SARDANA – multi-wavelength FTTH
Advances in the field of fibre optic networks have set the ground for the next generation of access networks, providing European households with the fastest and most reliable broadband connections. This is where €4.1m FP7 project SARDANA has shown outstanding results, following its last demonstration earlier this year at the 2011 Fibre-to-the-Home Council Conference in Milan. The key features of SARDANA reflect a cost-effective approach to the use of increased bandwidth that becomes available through the fibre access. The project uses the potential of present-day infrastructure (Passive Optical Networks) to the limit, as metropolitan and access networks converge. The result is a more centralized and cost-efficient network management, ensuring the technology becomes easier to build and maintain. Therefore, Internet users benefit from a considerably more stable and faster connection: every household will benefit from a connection ten times faster than the usual ADSL, reaching 1Gbps and 300 Mbps in rural and urban scenarios, respectively. Moreover, the connection becomes more stable due to a minimized number of data traffic failure points within the fibre.
With the technology expected to reach an operational status in 2015, Internet users will be able to download large-sized content such as DVDs in 4-5 seconds and high definition DVDs in approximately 10 seconds. Watching four television channels at a time on different devices, while uploading or recording content will become common practice for the next generation's fibre-to-the-home infrastructure. HDTV and 3DTV are also amongst the user services to benefit from such developments.

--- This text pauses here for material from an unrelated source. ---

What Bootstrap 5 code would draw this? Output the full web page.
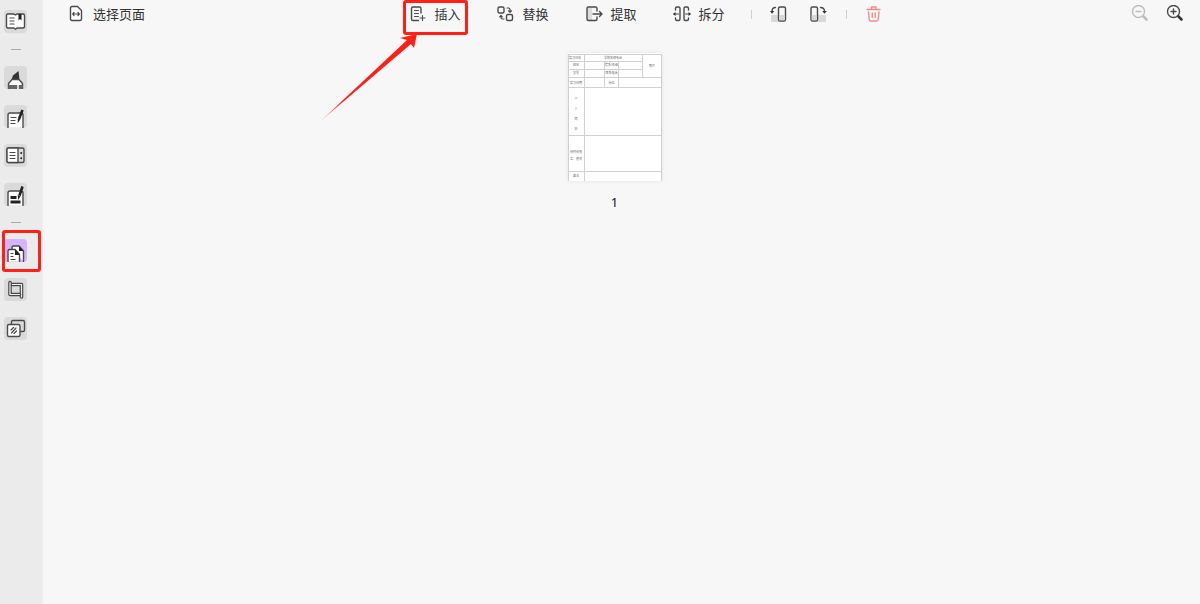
<!DOCTYPE html>
<html lang="zh-CN">
<head>
<meta charset="utf-8">
<meta name="viewport" content="width=device-width, initial-scale=1">
<title>页面管理</title>
<link href="https://cdn.jsdelivr.net/npm/bootstrap@5.3.0/dist/css/bootstrap.min.css" rel="stylesheet">
<style>
body { font-family: "Noto Sans", "Noto Sans CJK SC", sans-serif; background: #f7f7f7; color: #333; font-size: 13px; line-height: 20px; }
svg { display: block; fill: none; stroke: #4a4a4a; stroke-width: 1.4; stroke-linecap: round; stroke-linejoin: round; }
.rail { width: 43px; background: #ebebeb; padding: 10px 0 0 4px; gap: 16px; border-right: 1px solid #efefef; }
.rail button { width: 23px; height: 23px; background: #dadada; border: 0; border-radius: 4px; padding: 0; position: relative; }
.rail button.on { background: #d6b4fc; }
.rail hr { width: 10px; height: 1px; margin: 0 0 0 7px; border: 0; background: #aaa; opacity: 1; }
.bar { height: 28px; padding: 0 16px 0 26px; }
.side { flex: 1 1 0; }
.zooms { gap: 17px; }
.tools { gap: 36px; padding-left: 38px; }
.extra { gap: 18px; margin-left: -10px; }
.tool { position: relative; background: none; border: 0; padding: 0; color: #333; gap: 8px; white-space: nowrap; display: flex; align-items: center; }
.rule { width: 1px; height: 9px; background: #d0d0d0; }
.turn { margin-left: 4px; }
.ring { position: absolute; border: 3px solid #fe2015; border-radius: 3px; pointer-events: none; }
.ring-insert { left: -5px; top: -4px; width: 65px; height: 35px; }
.ring-pages { left: -2px; top: -9px; width: 39px; height: 42px; }
.arrow { position: absolute; left: -91px; top: 26px; pointer-events: none; }
.stage { padding: 25px 14px 0 0; }
.sheet { box-shadow: 0 0 4px #e2e2e2; }
.sheet text { font-size: 3px; fill: #666; stroke: none; text-anchor: middle; }
.danger { stroke: #f78a87; }
.dim { stroke: #bdbdbd; }
.num { margin-top: 11px; color: #111; }
</style>
<script src="https://cdn.jsdelivr.net/npm/bootstrap@5.3.0/dist/js/bootstrap.bundle.min.js"></script>
</head>
<body>
<div class="d-flex min-vh-100">
  <nav class="rail d-flex flex-column flex-shrink-0" aria-label="工具">
    <button type="button" aria-label="阅读"><svg width="23" height="23" viewBox="0 0 23 23"><path fill="#fff" d="M4 4h6l1.500 1 1.500-1h6q1.500 0 1.500 1.500v11q0 1.500-1.500 1.500h-6l-1.500 1.200L10 18H4q-1.500 0-1.500-1.500v-11Q2.500 4 4 4z"/><path stroke-width="1.200" d="M6 8h4M6 11h4M6 14h4"/><path fill="#222" stroke="none" d="M14.500 4h3v6.500L16 9l-1.500 1.500z"/></svg></button>
    <hr>
    <button type="button" aria-label="注释"><svg width="23" height="23" viewBox="0 0 23 23"><path fill="#fff" stroke="none" d="M4.500 23v-5.500l3.500-4h7l3.500 4V23z"/><path fill="#333" stroke="none" d="M7.500 13.500L9 9.500l5.500-4.500 1 8.500z"/><path d="M4.500 22.500v-5l3.500-4h7l3.500 4v5"/><path fill="#666" stroke="none" d="M4.500 19h14v4h-14z"/><path stroke="#fff" stroke-width="1.500" stroke-linecap="butt" d="M14 19v4"/></svg></button>
    <button type="button" aria-label="编辑"><svg width="23" height="23" viewBox="0 0 23 23"><path fill="#fff" d="M4 22.500V10q0-2 2-2h11q2 0 2 2v12.500"/><path stroke-width="1.200" d="M7 12.500h5M7 15.500h4M7 18.500h4"/><path stroke="#222" stroke-width="2.600" stroke-linecap="butt" d="M18.500 5l-3.500 9"/><path fill="#222" stroke="none" d="M13.800 13.500l2.500 1-2.600 3.500z"/></svg></button>
    <button type="button" aria-label="表单"><svg width="23" height="23" viewBox="0 0 23 23"><path fill="#ddd" d="M4.500 4h14q1.500 0 1.500 1.500v11.500q0 1.500-1.500 1.500h-14q-1.500 0-1.500-1.500V5.500q0-1.500 1.500-1.500z"/><path fill="#fff" d="M4.500 4H14v14.500H4.500Q3 18.500 3 17V5.500Q3 4 4.500 4z"/><path stroke-width="1.200" d="M6 8.500h5M6 11.500h5M6 14.500h5"/><path stroke="#222" stroke-width="2" d="M17.200 9v.1M17.200 14.200v.1"/></svg></button>
    <button type="button" aria-label="密文"><svg width="23" height="23" viewBox="0 0 23 23"><path fill="#fff" d="M4 22.500V10q0-2 2-2h11q2 0 2 2v12.500"/><path stroke="#222" stroke-width="2.800" stroke-linecap="butt" d="M6.500 14.500h6M6.500 19h10"/><path stroke="#222" stroke-width="2.600" stroke-linecap="butt" d="M18.500 3.500l-3 9"/><path fill="#222" stroke="none" d="M13.800 12l2.800 1-2.500 4z"/></svg></button>
    <hr>
    <button type="button" class="on" aria-label="页面"><svg width="23" height="23" viewBox="0 0 23 23"><path fill="#fff" d="M8 10V8.500Q8 7 9.500 7H15l4.500 5v10.500"/><path fill="#222" stroke="none" d="M15 7v5h4.500z"/><path fill="#fff" d="M4 22.500V12q0-1.500 1.500-1.500H11l4.500 5v7"/><path fill="#222" stroke="none" d="M11 10v6h5z"/><path stroke-width="1.200" d="M7 14.500h2M7 17.500h2M7 20.500h4"/></svg><span class="ring ring-pages"></span></button>
    <button type="button" aria-label="裁剪"><svg width="23" height="23" viewBox="0 0 23 23"><path stroke-width="3.600" d="M8 6.500h9.500v12.500"/><path stroke="#eee" stroke-width="1.200" d="M8 6.500h9.500v12.500"/><path stroke-width="3.600" d="M6 4.500v12h9.500"/><path stroke="#eee" stroke-width="1.200" d="M6 4.500v12h9.500"/></svg></button>
    <button type="button" aria-label="水印"><svg width="23" height="23" viewBox="0 0 23 23"><rect x="7.500" y="3.500" width="13" height="11" rx="1.500" fill="#ddd"/><rect x="3.500" y="7.500" width="12.500" height="12" rx="1.500" fill="#fff"/><path stroke-width="1.200" d="M7 13l2.500-2.500M7.500 16l4.500-5M10 16.500l2.500-2.500"/></svg></button>
  </nav>

  <main class="flex-grow-1">
    <header class="bar d-flex align-items-center">
      <div class="side d-flex">
        <button type="button" class="tool"><svg width="16" height="18" viewBox="0 0 16 18"><path fill="#fff" d="M3 1.500h5.500L12.500 5.500v8.500q0 1.500-1.500 1.500H3q-1.500 0-1.500-1.500v-11Q1.500 1.500 3 1.500z"/><path stroke-width="1.200" d="M4 9h6.500M5 7.500L3.700 9 5 10.500M9 7.500L10.300 9 9 10.500"/></svg>选择页面</button>
      </div>
      <div class="tools d-flex align-items-center">
        <button type="button" class="tool"><svg width="18" height="18" viewBox="0 0 18 18"><path d="M13 8V3.500Q13 2 11.500 2H5Q3.500 2 3.500 3.500v10.500q0 1.500 1.500 1.500h5.500"/><path stroke-width="1.100" d="M6.500 5.500h4M6.500 8.500h4M6.500 11.500h4M14.500 10.500v5M12 13h5"/></svg>插入<span class="ring ring-insert"></span><svg class="arrow" width="102" height="98" viewBox="0 0 102 98"><defs><linearGradient id="fade" x1="0" y1="1" x2="1" y2="0"><stop offset="0" stop-color="#fe2015" stop-opacity=".2"/><stop offset=".25" stop-color="#fe2015"/></linearGradient></defs><path fill="url(#fade)" stroke="none" d="M2 92.500L90 10l-7-2L100 4l-3 14-3-4z"/></svg></button>
        <button type="button" class="tool"><svg width="18" height="18" viewBox="0 0 18 18"><rect x="2" y="2" width="6" height="6" rx="1.500"/><rect x="10.500" y="9.500" width="6" height="6" rx="1.500"/><path stroke-width="1.200" d="M11 3h1.500q1.500 0 1.500 1.500V7M12.500 5.800L14 7.200l1.500-1.400M5 11v1.500Q5 14 6.500 14H8M3.700 11.800L5 10.500l1.300 1.300"/></svg>替换</button>
        <button type="button" class="tool"><svg width="18" height="18" viewBox="0 0 18 18"><path fill="#ddd" stroke="none" d="M2 3h5v12H2z"/><path d="M12 6V3.500Q12 2 10.500 2H3.500Q2 2 2 3.500v10.500Q2 15.500 3.500 15.500h7q1.500 0 1.500-1.500v-2M8 9h9M14.500 6.500L17 9l-2.500 2.500"/></svg>提取</button>
        <button type="button" class="tool"><svg width="18" height="18" viewBox="0 0 18 18"><path d="M2.500 5V3.500Q2.500 2 4 2h1.500Q7 2 7 3.500v10.500q0 1.500-1.500 1.500H4Q2.500 15.500 2.500 14v-1M15.500 5V3.500Q15.500 2 14 2h-1.500Q11 2 11 3.500v10.500q0 1.500 1.500 1.500H14q1.500 0 1.500-1.500v-1"/><path stroke-width="1.200" d="M1 9h4.500M12.500 9H17"/><path fill="#333" stroke="none" d="M0 9l2.500-2v4zM18 9l-2.500-2v4z"/></svg>拆分</button>
        <div class="extra d-flex align-items-center">
          <span class="rule"></span>
          <button type="button" class="tool" aria-label="向左旋转"><svg width="18" height="18" viewBox="0 0 18 18"><path fill="#d8d8d8" stroke="none" d="M1 10h8v7H2q-1 0-1-1z"/><rect x="8.500" y="2" width="7" height="14" rx="1.500" fill="#f7f7f7"/><path fill="#d8d8d8" stroke="none" d="M9.200 10h5.600v5.300H9.200z"/><path d="M5.500 2.500Q2 2.500 2 6.500"/><path fill="#333" stroke="none" d="M0 6h4.300L2 8.700z"/></svg></button>
          <button type="button" class="tool turn" aria-label="向右旋转"><svg width="18" height="18" viewBox="0 0 18 18"><path fill="#d8d8d8" stroke="none" d="M7 10h9v6q0 1-1 1H7z"/><rect x="1" y="2" width="6.500" height="14" rx="1.500" fill="#f7f7f7"/><path fill="#d8d8d8" stroke="none" d="M1.700 10h5.100v5.300H1.700z"/><path d="M10.500 2.500Q14.500 2.500 14.500 6.500"/><path fill="#333" stroke="none" d="M12.200 6h4.600l-2.300 2.700z"/></svg></button>
          <span class="rule"></span>
          <button type="button" class="tool" aria-label="删除"><svg class="danger" width="18" height="18" viewBox="0 0 18 18"><path d="M2 4.500h13M6.500 4V2H11v2M3.500 7l.7 7.500q.1 1.500 1.500 1.500h6q1.400 0 1.500-1.500L14 7M7.300 8v4.500M10.200 8v4.500"/></svg></button>
        </div>
      </div>
      <div class="side zooms d-flex justify-content-end">
        <button type="button" class="tool" aria-label="缩小"><svg class="dim" width="18" height="18" viewBox="0 0 18 18"><circle cx="7.500" cy="6.500" r="6"/><path d="M5 6.500h5"/><path stroke-width="2.600" d="M12.500 11.500l3 3"/></svg></button>
        <button type="button" class="tool" aria-label="放大"><svg width="18" height="18" viewBox="0 0 18 18"><circle cx="7.500" cy="6.500" r="6"/><path d="M5 6.500h5M7.500 4v5"/><path stroke="#333" stroke-width="2.600" d="M12.500 11.500l3 3"/></svg></button>
      </div>
    </header>
    <section class="stage d-flex flex-column align-items-center">
      <svg class="sheet" width="94" height="128" viewBox="0 0 94 128" role="img" aria-label="第 1 页">
        <path fill="#fff" stroke="none" d="M0 0h94v128H0z"/>
        <path stroke="#d0d0d0" stroke-width="1" stroke-linecap="butt" d="M.5 128V1M93.500 128V1M0 1.500h94M0 8.500h74M0 16.500h74M0 24.500h94M0 34.500h94M0 82.500h94M0 118.500h94M16.500 1v127M36.500 8v26M50.500 8v26M74.500 1v24"/>
        <text x="7" y="6">实习日志</text><text x="45" y="6">学校名称专业</text><text x="84" y="14">照片</text>
        <text x="8" y="13">姓名</text><text x="43.500" y="13">院系/年级</text><text x="8" y="21">学号</text><text x="43.500" y="21">联系电话</text>
        <text x="8" y="31">实习日期</text><text x="43.500" y="31">岗位</text>
        <text x="8" y="47">个</text><text x="8" y="57">人</text><text x="8" y="67">简</text><text x="8" y="77">历</text>
        <text x="8" y="100">何时何地</text><text x="8" y="107">奖、惩况</text><text x="8" y="124">备注</text>
      </svg>
      <div class="num">1</div>
    </section>
  </main>
</div>
</body>
</html>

Already tested in France, Sweden and Spain, the project combines several wireless technologies and different types of optical fibre (single, multimode and plastic) to enhance the capacity of wired and wireless signals in the access networks, which connect internet subscribers to their service providers. The aim is to offer all users a speed of 1Gbps, while providing bandwidth capacity depending on specific demand. For instance, large concentrations of people such as concert venues would normally feature a larger than usual demand for multimedia applications, unlike other neighbourhoods in the same city.
It is due to this aim that ALPHA’s approach helps set the standards for the next generation networks. Not only will such networks meet the ever increasing user demands, but they will also provide better quality of service.
Nevertheless, high costs involved in cable deployment across long distances still stand out as one major concern with respect to fibre optic technology. In this context, ALPHA has pioneered new ways to avoid an increase in costs per user, particularly high in the case of rural areas. A cost-efficient method is using the already existing infrastructure to the fullest. The key is sharing the costly optical equipment amongst the consumers, meaning that more customers would benefit from a connection provided by the same provider's central access site. This leads to flexibility and dynamic bandwidth allocation. In addition, the use of multi-wavelength technology enables several service providers to share one fibre infrastructure.
Without the projects' contribution to current standards, super-fast downloads or lower deployment costs would not be possible.
Both ALPHA and SARDANA have contributed to ITU-T (International Telecommunication Union) and IEEE (institute of Electrical and Electronics Engineers) standardisation. ITU-T helps simplify network operation and management via network convergence. It has already accepted ALPHA's full set of G. 987 series recommendations, based on the requirements and implementation of XG-PON1. ITU-T SG15/Q.2 focuses on higher budget for optical power that would enable network consolidation. IEEE approved ALPHA's IEEE Std. 802.3av, which refers to asymmetrical and symmetrical bitrates. The NG-PON2 standard will define the next generation of FTTH. It targets extended network reach for residential, backhaul, business and SME users.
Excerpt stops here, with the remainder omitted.